Plus grave, il dira que le mercure et le cyanure ne sont pas les seuls produits utilisés. Selon lui, on y retrouve des acides sulfuriques ou nitriques, du zinc, des huiles de moteur usagées et des détergents.

« D’autres exploitants ‘’spécialistes’’ de produits chimiques (non Maliens venant de la sous-région le plus souvent) rachètent les boues traitées par les orpailleurs maliens et les transportent un peu plus en hauteur pour un deuxième traitement au mercure au cyanure et à d’autres produits chimiques », a indiqué le consultant.

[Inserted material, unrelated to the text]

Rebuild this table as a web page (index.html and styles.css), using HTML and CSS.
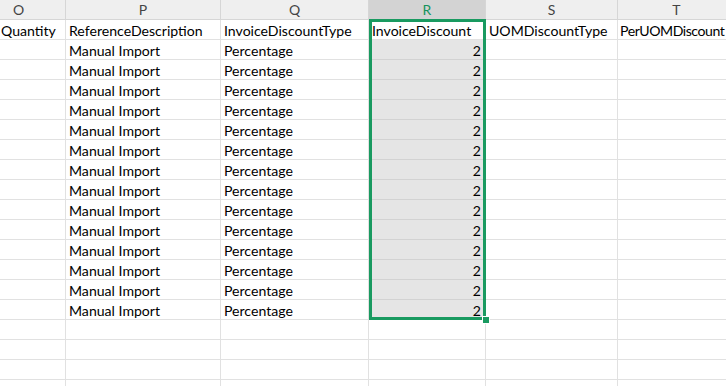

Avant de dire que ce traitement se fait dans des trous creusés à cet effet entre 2h et 5h du matin, moment choisi à cause de l’odeur suffocante que cette opération dégage. « Il est heureux de constater que quelques rares Chefs de village comme celui de Siribaya s’opposent énergiquement à ces pratiques », a-t-il fait remarquer.

Cependant, l’étude a indiqué qu’il reste regrettable que l’ensemble de ces différents produits, notamment les résidus de cyanure sont déposés ou drainés vers le lit de la Falémé et de ses affluents.

« Ces différents composés s’infiltrent dans les sols, polluent et intoxiquent le bétail, dégradant les conditions de vie et de travail déjà précaires des agriculteurs et éleveurs des régions concernées. Les habitants vivant à proximité des mines sont aussi touchés par la pollution des eaux (nappes phréatiques et rivières contaminées) », a-t-il indiqué.

Il a aussi énuméré d’autres pratiques qui touchent la Falémé. Ce sont : les travaux provisoires de désenclavement (radiers), les déchets domestiques.